Freezer: Spread cooled vegetables in a single layer on a parchment-lined sheet pan and freeze until solid, then transfer to a zip-top bag. They’ll keep three months; reheat from frozen at 400°F for 12–15 minutes.
Make-ahead: Chop vegetables up to two days ahead and store submerged in cold salted water to prevent oxidation. Drain and pat very dry before roasting.
Frequently Asked Questions
Roasted Root Vegetables with Garlic and Balsamic Glaze for Cold Days
Ingredients
Instructions
- Preheat and season: Preheat oven to 425°F. Line two rimmed sheet pans with parchment for easy cleanup. In a large bowl, toss carrots, parsnips, beets, turnip, onion, garlic, olive oil, salt, pepper, and thyme until evenly coated.
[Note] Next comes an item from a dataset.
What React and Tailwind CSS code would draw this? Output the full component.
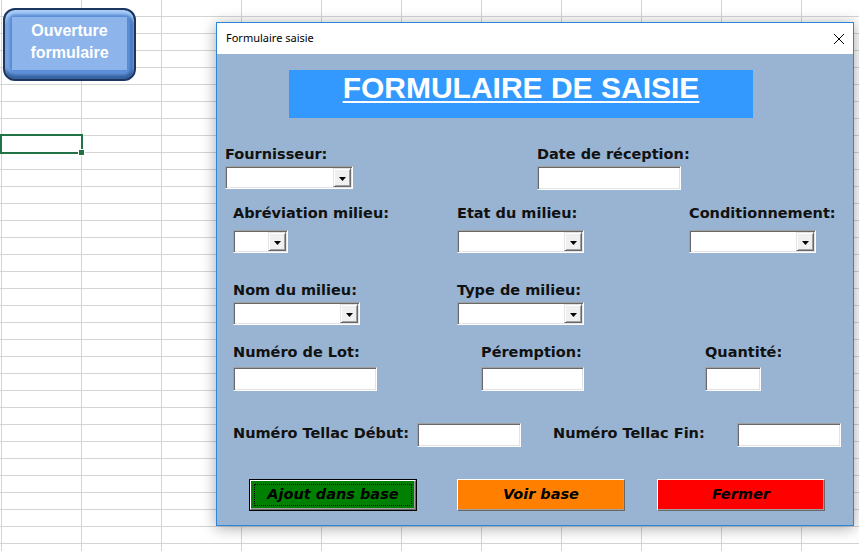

- Arrange cut-side down: Spread vegetables in a single layer, ensuring flat edges touch the pan. Separate denser beets and carrots on one pan, quicker-cooking parsnips and onions on the other.
- Roast undisturbed: Roast 20 minutes. Flip with a thin spatula, rotate pans, and roast 10 minutes more.
- Glaze: Whisk balsamic and maple together. Drizzle over vegetables, toss gently to coat, and roast 8–10 minutes until glaze bubbles and edges caramelize.
- Serve: Taste for tenderness; roast 5 minutes longer if needed. Transfer to a platter, spooning any sticky pan juices over the top. Garnish with fresh thyme leaves.
Recipe Notes
For extra color, use a mix of red and golden beets. Wear gloves when handling red beets to avoid stained fingers.